We need to find the area of the region enclosed between the curve y = 1/(cos)^2 , the x-axis and the lines x = pi/4 and x = pi/3

To do this the definite integral of y = 1/(cos x)^2 has to be found between the limits x = pi/4 and x = pi/3.

1/(cos x)^2 = (sec x)^2

Int [ (sec x)^2 dx], x = pi/4 to x = pi/3

=> tan (pi/3) - tan (pi/4)

=> sqrt 3 - 1

The required are is sqrt 3 - 1

giorgiana1976's profile pic

giorgiana1976 | College Teacher | (Level 3) Valedictorian

Posted on

To determine the area of he region bounded by the given curve and lines, we'll have to compute the definite integral of y.

This integral will be evaluated using the Leibniz-Newton formula.
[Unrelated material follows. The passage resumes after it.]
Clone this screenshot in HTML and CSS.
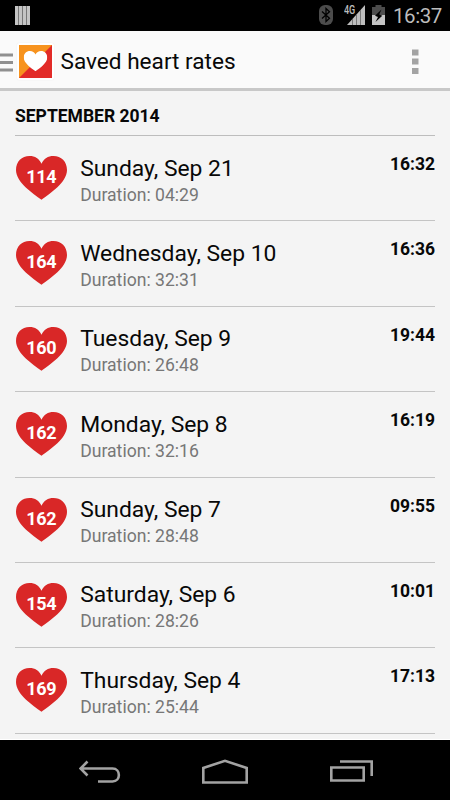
FILE: index.html
```html
<!DOCTYPE html>
<html lang="en">
<head>
  <meta charset="UTF-8" />
  <meta name="viewport" content="width=device-width, initial-scale=1" />
  <title>Saved heart rates</title>
  <link rel="stylesheet" href="styles.css">
</head>
<body>

  <svg class="defs" width="0" height="0">
    <symbol id="heart" viewBox="0 0 51 44">
      <path d="M25.5 43.7C17 37.5 0 26.500 0 14C0 5.500 5.800 0 13.500 0C19 0 23.300 2.600 25.500 7.800C27.700 2.600 32 0 37.500 0C45.200 0 51 5.500 51 14C51 26.500 34 37.500 25.500 43.700Z" />
    </symbol>
  </svg>

  <div class="status-bar">
    <svg class="bars" width="15" height="19" viewBox="0 0 15 19">
      <path fill="#777" d="M0 0h15v19H0z" />
      <path fill="#c4c4c4" d="M0 0h3v19H0zM4 0h3v19H4zM8 0h3v19H8zM12 0h3v19h-3z" />
    </svg>
    <svg class="bluetooth" width="14" height="20" viewBox="0 0 14 20">
      <rect width="14" height="20" rx="6" fill="#4c4c4c" />
      <path d="M3 6.500L10.500 13.200L7 16.500V3.500L10.500 6.800L3 13.500" fill="none" stroke="#000" stroke-width="1.300" />
    </svg>
    <div class="signal">
      <span class="network">4G</span>
      <svg width="18" height="20" viewBox="0 0 18 20">
        <path fill="#bdbdbd" d="M18 0V20H0Z" />
        <path stroke="#777" d="M5.500 14V20M9.500 10V20M13.500 5V20" />
      </svg>
    </div>
    <svg class="battery" width="13" height="20" viewBox="0 0 13 20">
      <path fill="#4c4c4c" d="M3.500 0h6v2H13v8H0V2h3.500z" />
      <path fill="#c4c4c4" d="M0 10h13v10H0z" />
      <path d="M9.500 4.500L3 10.800L6 12L3.500 17L10.300 10.700L7.200 9.500Z" />
    </svg>
    <span class="clock">16:37</span>
  </div>

  <div class="action-bar">
    <svg class="drawer" width="13" height="19" viewBox="0 0 13 19">
      <path fill="#909090" d="M0 0.500h13v3H0zM0 8h13v3H0zM0 15.500h13v3H0z" />
    </svg>
    <div class="logo">
      <svg width="33" height="33" viewBox="0 0 33 33">
        <path fill="#e22b28" d="M0 0h33v33H0z" />
        <path fill="#f7931e" d="M0 0h33L0 33z" />
        <use href="#heart" x="4.700" y="6" width="23.600" height="20.300" fill="#fff" />
      </svg>
    </div>
    <h1>Saved heart rates</h1>
    <svg class="overflow" width="7" height="26" viewBox="0 0 7 26">
      <path fill="#a3a3a3" d="M0 0.500h6.500v6H0zM0 9.500h6.500v6H0zM0 19h6.500v6H0z" />
    </svg>
  </div>

  <div class="list">
    <h2>SEPTEMBER 2014</h2>

    <div class="item">
      <div class="rate"><svg><use href="#heart" /></svg><span>114</span></div>
      <div class="info"><p class="day">Sunday, Sep 21</p><p class="duration">Duration: 04:29</p></div>
      <span class="time">16:32</span>
    </div>
    <div class="item">
      <div class="rate"><svg><use href="#heart" /></svg><span>164</span></div>
      <div class="info"><p class="day">Wednesday, Sep 10</p><p class="duration">Duration: 32:31</p></div>
      <span class="time">16:36</span>
    </div>
    <div class="item">
      <div class="rate"><svg><use href="#heart" /></svg><span>160</span></div>
      <div class="info"><p class="day">Tuesday, Sep 9</p><p class="duration">Duration: 26:48</p></div>
      <span class="time">19:44</span>
    </div>
    <div class="item">
      <div class="rate"><svg><use href="#heart" /></svg><span>162</span></div>
      <div class="info"><p class="day">Monday, Sep 8</p><p class="duration">Duration: 32:16</p></div>
      <span class="time">16:19</span>
    </div>
    <div class="item">
      <div class="rate"><svg><use href="#heart" /></svg><span>162</span></div>
      <div class="info"><p class="day">Sunday, Sep 7</p><p class="duration">Duration: 28:48</p></div>
      <span class="time">09:55</span>
    </div>
    <div class="item">
      <div class="rate"><svg><use href="#heart" /></svg><span>154</span></div>
      <div class="info"><p class="day">Saturday, Sep 6</p><p class="duration">Duration: 28:26</p></div>
      <span class="time">10:01</span>
    </div>
    <div class="item">
      <div class="rate"><svg><use href="#heart" /></svg><span>169</span></div>
      <div class="info"><p class="day">Thursday, Sep 4</p><p class="duration">Duration: 25:44</p></div>
      <span class="time">17:13</span>
    </div>
  </div>

  <div class="nav-bar">
    <svg width="42" height="23" viewBox="0 0 42 23">
      <path d="M1.500 8.500H33.500C42 8.500 42 21.500 33.500 21.500H19M8.500 1.500L1.500 8.500L8.500 15.500" />
    </svg>
    <svg width="46" height="25" viewBox="0 0 46 25">
      <path d="M1.300 23.500V9L23 1.800L44.700 9V23.500Z" />
    </svg>
    <svg width="43" height="22" viewBox="0 0 43 22">
      <path d="M1.300 7.500H33.700V20.500H1.300ZM10 1.500H41.700V16" />
    </svg>
  </div>

</body>
</html>
```

FILE: styles.css
```css
* {
  margin: 0;
  padding: 0;
  box-sizing: border-box;
}

body {
  width: 450px;
  height: 800px;
  display: flex;
  flex-direction: column;
  overflow: hidden;
  background: #f4f4f4;
  color: #080808;
  font-family: Roboto, "Liberation Sans", sans-serif;
}

svg {
  display: block;
  flex: none;
}

.defs {
  position: absolute;
}

/* Status bar */
.status-bar {
  flex: none;
  height: 31px;
  display: flex;
  align-items: flex-start;
  padding: 5px 8px 0 15px;
  background: #000;
  color: #bdbdbd;
}

.bars {
  margin-top: 1px;
}

.bluetooth {
  margin-left: 289px;
}

.signal {
  position: relative;
  margin-left: 14px;
}

.network {
  position: absolute;
  left: -3px;
  top: 0;
  font-size: 12px;
  line-height: 11px;
  font-weight: 500;
  transform: scaleX(0.75);
  transform-origin: 0 0;
}

.battery {
  margin-left: 7px;
}

.clock {
  margin-left: auto;
  font-size: 20.500px;
  line-height: 23px;
  letter-spacing: -0.400px;
}

/* Action bar */
.action-bar {
  flex: none;
  height: 60px;
  display: flex;
  align-items: center;
  padding-right: 31px;
  background: #fafafa;
  border-bottom: 3px solid #c8c8c8;
}

.drawer {
  margin-top: 5px;
}

.logo {
  margin: 4px 0 0 4px;
  padding: 2px;
  border-radius: 2px;
  background: #fff;
  box-shadow: 0 0 1px #ddd;
}

h1 {
  margin: 5px 0 0 6.500px;
  font-size: 22.600px;
  line-height: 26px;
  font-weight: 400;
}

.overflow {
  margin: 4px 0 0 auto;
}

/* Saved measurements */
.list {
  flex: 1;
  padding: 0 15px;
  overflow: hidden;
  border-bottom: 1px solid #fff;
}

h2 {
  height: 45px;
  font-size: 17.500px;
  line-height: 50px;
  font-weight: 700;
  border-bottom: 1px solid #bdbdbd;
}

.item {
  height: 85.400px;
  display: flex;
  align-items: flex-start;
  border-bottom: 1px solid #c4c4c4;
}

.rate {
  width: 51px;
  height: 44px;
  margin: 20px 0 0 0.700px;
  display: grid;
}

.rate svg,
.rate span {
  grid-area: 1 / 1;
}

.rate svg {
  width: 51px;
  height: 44px;
  fill: #d92727;
}

.rate span {
  color: #fff;
  font-size: 18px;
  line-height: 42px;
  font-weight: 700;
  letter-spacing: -0.300px;
  text-align: center;
}

.info {
  margin: 17.500px 0 0 13.500px;
}

.day {
  font-size: 22.850px;
  line-height: 29px;
}

.duration {
  font-size: 17.600px;
  line-height: 24px;
  color: #777;
}

.time {
  margin: 17px 0 0 auto;
  font-size: 17.500px;
  line-height: 22px;
  font-weight: 700;
}

/* Navigation bar */
.nav-bar {
  flex: none;
  height: 60px;
  display: flex;
  justify-content: center;
  align-items: center;
  gap: 81.500px;
  padding: 2px 0 0 1px;
  background: #000;
}

.nav-bar path {
  fill: none;
  stroke: #a3a3a3;
  stroke-width: 2.600;
}
```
Int f(x)dx = F(b) - F(a), where x = a to x = b

Let y = f(x) = 1/(cos x)^2

We'll compute the indefinite integral, first:

Int dx/(cos x)^2 = tan x + C

We'll note the result F(x) = tan x + C

We'll determine F(a), for a = pi/3:

F(pi/3) = tan pi/3

F(pi/3) = sqrt 3

We'll determine F(b), for b = pi/4:

F(pi/4) = tan pi/4

F(pi/4) = 1

We'll evaluate the definite integral:

Int dx/(cos x)^2 = F(pi/3) - F(pi/4)

Int dx/(cos x)^2 = sqrt 3 - 1

The area of the region, bounded by the curve y=1/(cos x)^2, x axis and the lines x=pi/4 and x=pi/3, is: A = (sqrt 3 - 1) square units.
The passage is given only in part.